Do not let anyone tell you that you have to remove their belongings. You will do that in your own time.
But one thing I will say is that for me, I was in no fit state to make any huge decisions for a good few months. So maybe don’t make any, as for one of the first times in my life I found myself totally vulnerable and I know any decisions made in that time would not necessarily be the right ones.
I found that writing my feelings down helped. I wrote his funeral service and re-read it for months afterwards. It helped. I listened to the songs from the funeral. I wasn’t being morbid but it helped me cry and control when the tears came, as I had to also be clear enough to read for others.
Do what works for you, but also remember that after the funeral, people go back into their everyday lives. Their life has not changed as much as yours has and they will have no idea how upset or how deep the hurt goes unless they have experienced a similar loss.

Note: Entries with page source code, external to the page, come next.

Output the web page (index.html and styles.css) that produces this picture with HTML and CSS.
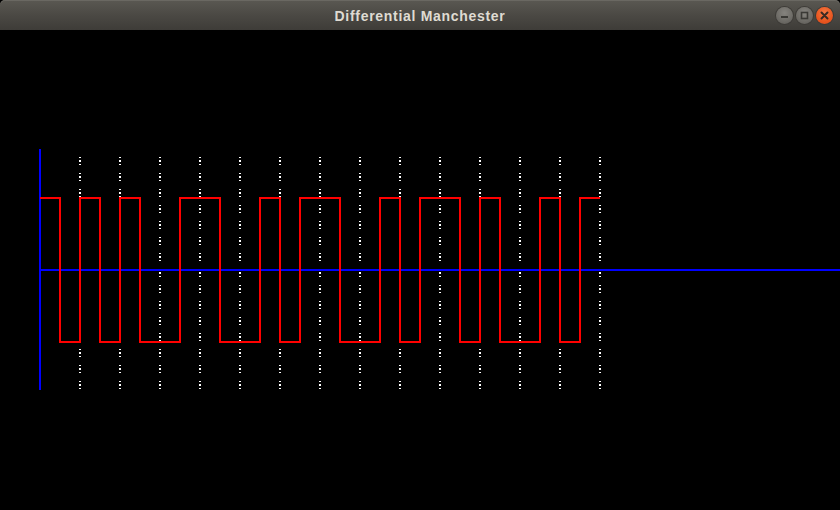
FILE: index.html
```html
<!DOCTYPE html>
<html>
<head>
<meta charset="utf-8">
<title>Differential Manchester</title>
<link rel="stylesheet" href="styles.css">
</head>
<body>
<div class="window">
  <header class="titlebar">
    <div class="spacer"></div>
    <div class="title">Differential Manchester</div>
    <div class="controls">
      <span class="btn btn-min"><svg width="17" height="17" viewBox="0 0 17 17"><rect x="5" y="9" width="7" height="2" fill="#3a3935"/></svg></span>
      <span class="btn btn-max"><svg width="17" height="17" viewBox="0 0 17 17"><rect x="5.5" y="5.5" width="6" height="6" fill="none" stroke="#3a3935" stroke-width="1.6"/></svg></span>
      <span class="btn btn-close"><svg width="17" height="17" viewBox="0 0 17 17"><path d="M5.5 5.5 L11.5 11.5 M11.5 5.5 L5.5 11.5" stroke="#3a2a22" stroke-width="2" stroke-linecap="round"/></svg></span>
    </div>
  </header>
  <main class="canvas">
    <svg class="plot" width="840" height="480" viewBox="0 30 840 480">
      <defs>
        <pattern id="dots" x="0" y="157" width="2" height="16" patternUnits="userSpaceOnUse">
          <rect x="0" y="0" width="2" height="1" fill="#ffffff"/>
          <rect x="0" y="3" width="2" height="2" fill="#ffffff"/>
          <rect x="0" y="7" width="2" height="1" fill="#ffffff"/>
        </pattern>
      </defs>
      <g class="grid" fill="url(#dots)">
        <rect x="79" y="157" width="2" height="233"/>
        <rect x="119" y="157" width="2" height="233"/>
        <rect x="159" y="157" width="2" height="233"/>
        <rect x="199" y="157" width="2" height="233"/>
        <rect x="239" y="157" width="2" height="233"/>
        <rect x="279" y="157" width="2" height="233"/>
        <rect x="319" y="157" width="2" height="233"/>
        <rect x="359" y="157" width="2" height="233"/>
        <rect x="399" y="157" width="2" height="233"/>
        <rect x="439" y="157" width="2" height="233"/>
        <rect x="479" y="157" width="2" height="233"/>
        <rect x="519" y="157" width="2" height="233"/>
        <rect x="559" y="157" width="2" height="233"/>
        <rect x="599" y="157" width="2" height="233"/>
      </g>
      <rect x="39" y="149" width="2" height="241" fill="#0000ff"/>
      <rect x="40" y="269" width="800" height="2" fill="#0000ff"/>
      <polyline fill="none" stroke="#ff0000" stroke-width="2" stroke-linejoin="miter"
        points="40,198 60,198 60,342 80,342 80,198 100,198 100,342 120,342 120,198 140,198 140,342 180,342 180,198 220,198 220,342 260,342 260,198 280,198 280,342 300,342 300,198 340,198 340,342 380,342 380,198 400,198 400,342 420,342 420,198 460,198 460,342 480,342 480,198 500,198 500,342 540,342 540,198 560,198 560,342 580,342 580,198 600,198"/>
    </svg>
  </main>
</div>
</body>
</html>
```
FILE: styles.css
```css
html, body {
  margin: 0;
  padding: 0;
  background: #000;
}

.window {
  width: 840px;
  height: 510px;
  display: flex;
  flex-direction: column;
  overflow: hidden;
}

.titlebar {
  height: 30px;
  flex: 0 0 30px;
  display: grid;
  grid-template-columns: 1fr auto 1fr;
  align-items: center;
  background: linear-gradient(#5a5852 0%, #4b4944 50%, #3e3c38 100%);
  box-shadow: inset 0 1px 0 #6a6862;
  border-radius: 5px 5px 0 0;
}

.title {
  font-family: "Liberation Sans", Arial, sans-serif;
  font-weight: bold;
  font-size: 14px;
  color: #dfdbd2;
  letter-spacing: 0.7px;
  padding-top: 1px;
}

.controls {
  display: flex;
  justify-content: flex-end;
  gap: 3px;
  padding-right: 7px;
}

.btn {
  width: 17px;
  height: 17px;
  border-radius: 50%;
  display: block;
  box-sizing: border-box;
}

.btn svg {
  display: block;
}

.btn-min,
.btn-max {
  background: radial-gradient(circle at 50% 35%, #85837e 0%, #6d6b66 60%, #5a5854 100%);
  box-shadow: 0 0 0 1px #3d3b37;
}

.btn-close {
  background: radial-gradient(circle at 50% 35%, #f47a45 0%, #e9561f 60%, #d8461a 100%);
  box-shadow: 0 0 0 1px #3d3b37;
}

.canvas {
  flex: 1;
  background: #000;
}

.plot {
  display: block;
}
```
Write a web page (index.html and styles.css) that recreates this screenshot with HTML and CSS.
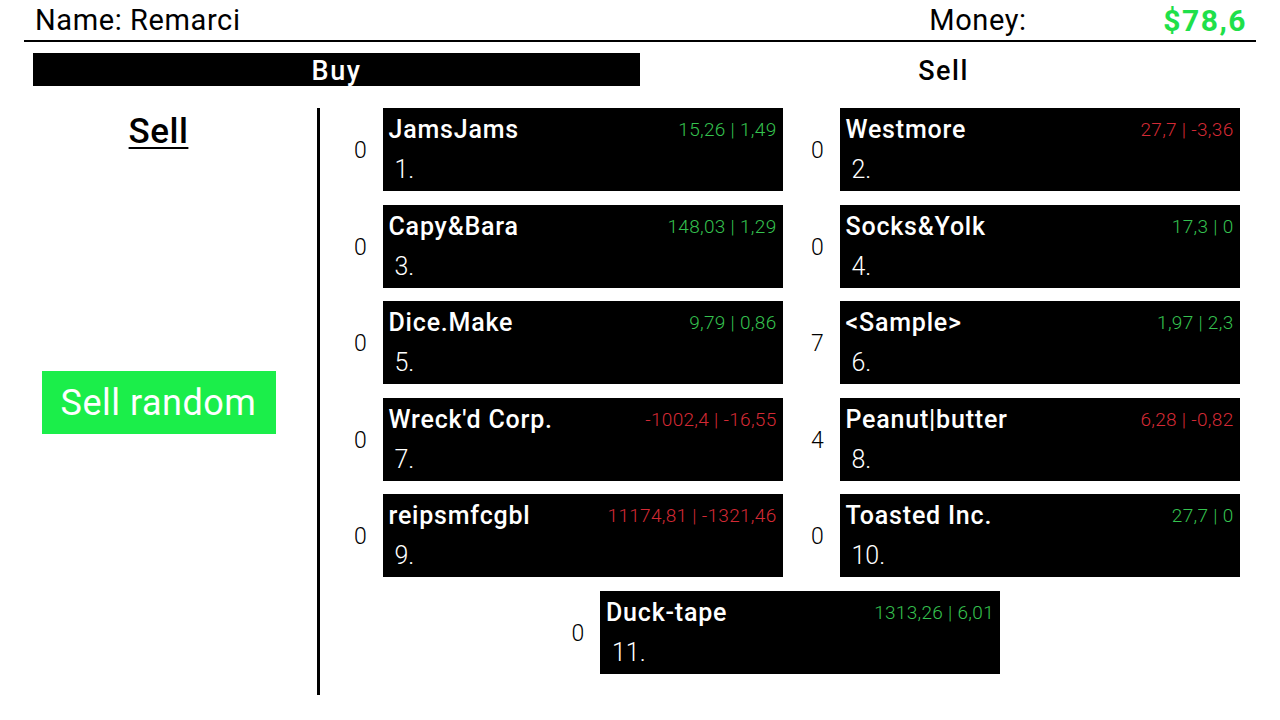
FILE: index.html
```html
<!DOCTYPE html>
<html lang="en">
<head>
  <meta charset="UTF-8" />
  <meta name="viewport" content="width=device-width, initial-scale=1.0"/>
  <title>Stock Market</title>
  <link rel="stylesheet" href="styles.css">
</head>
<body>
  <div class="header">
    <div class="name">Name: Remarci</div>
    <div class="money-label">Money:</div>
    <div class="money">$78,6</div>
  </div>

  <div class="tabs">
    <div class="tab active">Buy</div>
    <div class="tab">Sell</div>
  </div>

  <div class="main">
    <div class="side">
      <div class="side-title">Sell</div>
      <div class="sell-random">Sell random</div>
    </div>
    <div class="stocks" id="stocks"></div>
  </div>

  <script>
    const stocks = [
      { name: 'JamsJams', price: '15,26', change: '1,49', owned: 0, up: true },
      { name: 'Westmore', price: '27,7', change: '-3,36', owned: 0, up: false },
      { name: 'Capy&Bara', price: '148,03', change: '1,29', owned: 0, up: true },
      { name: 'Socks&Yolk', price: '17,3', change: '0', owned: 0, up: true },
      { name: 'Dice.Make', price: '9,79', change: '0,86', owned: 0, up: true },
      { name: '<Sample>', price: '1,97', change: '2,3', owned: 7, up: true },
      { name: "Wreck'd Corp.", price: '-1002,4', change: '-16,55', owned: 0, up: false },
      { name: 'Peanut|butter', price: '6,28', change: '-0,82', owned: 4, up: false },
      { name: 'reipsmfcgbl', price: '11174,81', change: '-1321,46', owned: 0, up: false },
      { name: 'Toasted Inc.', price: '27,7', change: '0', owned: 0, up: true },
      { name: 'Duck-tape', price: '1313,26', change: '6,01', owned: 0, up: true }
    ];

    const list = document.getElementById('stocks');

    stocks.forEach((s, i) => {
      const row = document.createElement('div');
      row.className = 'stock';

      const owned = document.createElement('div');
      owned.className = 'owned';
      owned.textContent = s.owned;

      const card = document.createElement('div');
      card.className = 'card';

      const top = document.createElement('div');
      top.className = 'card-top';

      const name = document.createElement('div');
      name.className = 'card-name';
      name.textContent = s.name;

      const stats = document.createElement('div');
      stats.className = 'card-stats ' + (s.up ? 'up' : 'down');
      stats.textContent = s.price + ' | ' + s.change;

      const num = document.createElement('div');
      num.className = 'card-num';
      num.textContent = (i + 1) + '.';

      top.appendChild(name);
      top.appendChild(stats);
      card.appendChild(top);
      card.appendChild(num);
      row.appendChild(owned);
      row.appendChild(card);
      list.appendChild(row);
    });
  </script>
</body>
</html>
```

FILE: styles.css
```css
body {
  margin: 0;
  background: #fff;
  color: #000;
  font-family: Roboto, 'Liberation Sans', Arial, sans-serif;
  overflow: hidden;
}

.header {
  display: flex;
  align-items: center;
  height: 40px;
  margin: 0 24px;
  padding: 0 9px 0 11px;
  border-bottom: 2px solid #000;
  font-size: 29px;
  letter-spacing: 0.6px;
}

.name {
  flex: 1;
}

.money-label {
  width: 234px;
}

.money {
  color: #1fe04a;
  font-weight: 700;
  font-size: 30px;
  letter-spacing: 1.5px;
}

.tabs {
  display: flex;
  margin: 11px 33px 0 33px;
  height: 33px;
}

.tab {
  flex: 1;
  display: flex;
  justify-content: center;
  align-items: center;
  font-size: 27px;
  font-weight: 500;
  letter-spacing: 1.5px;
  padding-top: 2px;
}

.tab.active {
  background: #000;
  color: #fff;
}

.main {
  display: flex;
  margin-top: 22px;
}

.side {
  width: 317px;
  height: 587px;
  display: grid;
  grid-template-rows: 1fr auto 1fr;
  justify-items: center;
}

.side-title {
  align-self: start;
  font-size: 35px;
  font-weight: 500;
  letter-spacing: 0.5px;
  text-decoration: underline;
  text-decoration-thickness: 2px;
  text-underline-offset: 4px;
  margin-top: 3px;
}

.sell-random {
  width: 234px;
  height: 63px;
  background: #1bee4a;
  color: #fff;
  font-size: 36px;
  letter-spacing: 0.5px;
  display: flex;
  justify-content: center;
  align-items: center;
  margin-top: 2px;
}

.stocks {
  border-left: 3px solid #000;
  padding-left: 4px;
  width: 930px;
  display: flex;
  flex-wrap: wrap;
  justify-content: center;
  column-gap: 13px;
  row-gap: 13.6px;
  align-content: flex-start;
}

.stock {
  display: flex;
  align-items: center;
}

.stock:last-child {
  margin-right: 22px;
}

.owned {
  width: 44px;
  text-align: center;
  font-size: 23px;
  font-weight: 300;
  padding-top: 2px;
}

.card {
  width: 388px;
  height: 83px;
  background: #000;
  color: #fff;
  padding: 0 6px;
  display: flex;
  flex-direction: column;
}

.card-top {
  display: flex;
  justify-content: space-between;
  align-items: baseline;
  margin-top: 7px;
}

.card-name {
  font-size: 25px;
  font-weight: 500;
  letter-spacing: 0.8px;
}

.card-stats {
  font-size: 19px;
  font-weight: 300;
  letter-spacing: 0.3px;
  position: relative;
  top: -2px;
}

.card-stats.up {
  color: #35c24f;
}

.card-stats.down {
  color: #d42a35;
}

.card-num {
  font-size: 25px;
  font-weight: 300;
  margin: 11px 0 0 6px;
}
```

It is in this time that those that say, “Reach out if you need me”. Remember they are still there for you, as lots of people assume that you will and they will leave you alone as they will assume you are okay if you are not reaching out. Reach out for support and an ear to bend. Accept help as those that love and care for you really will wish to help.
For those that are reading this that wish to support a loved one, a friend or someone you know is hurting but you do not wish to push in to a situation, I did receive a message from someone who got it just right. She sent me a message saying “Please do not feel you have to respond to this text; I know you have a lot on but just want you to know that I am here if you need me.”
That instantly took away all pressure for me to respond, as believe me you will not wish to talk to all.
Remember the golden rules:
- There is no time frame to grief
- There are no rules to grief
- Do not let anyone tell you how to grieve
- Get your tears out and allow yourself time to cry
- Bo not be ashamed of your tears
- Be kind to yourself.
- Do not feel you cannot ask for help, as you can.
- Please consider bereavement counselling if you think it will help you.
On a practical level, please ensure that you eat/drink and look after your health.
After Mike's death I found a message on the voice recorder in my phone, one that I did not know he had done. He simply said in it “I love you” and that to this day means so much to me. It had been there for months before I found it but my point here is maybe we should all take a leaf out of his book and leave little messages for our loved ones to cherish.
We each have to wake up each day and put one foot in front of the other and it’s even more important when you are grieving as you need a focus and a purpose. My children helped me hugely through my grief; they were grieving too. My parents helped massively and held my hand, especially those first three weeks. Even now looking back I feel the tears well up, but this again is normal. My point is that with great love there will be great pain, one of you will hurt but to feel that love is worth the pain. My reason for getting out of bed in the mornings was the family that I have. They are my purpose. You just have to find yours.
I hope this blog article, even though things are personal in here and close to my heart, helps you or someone you know.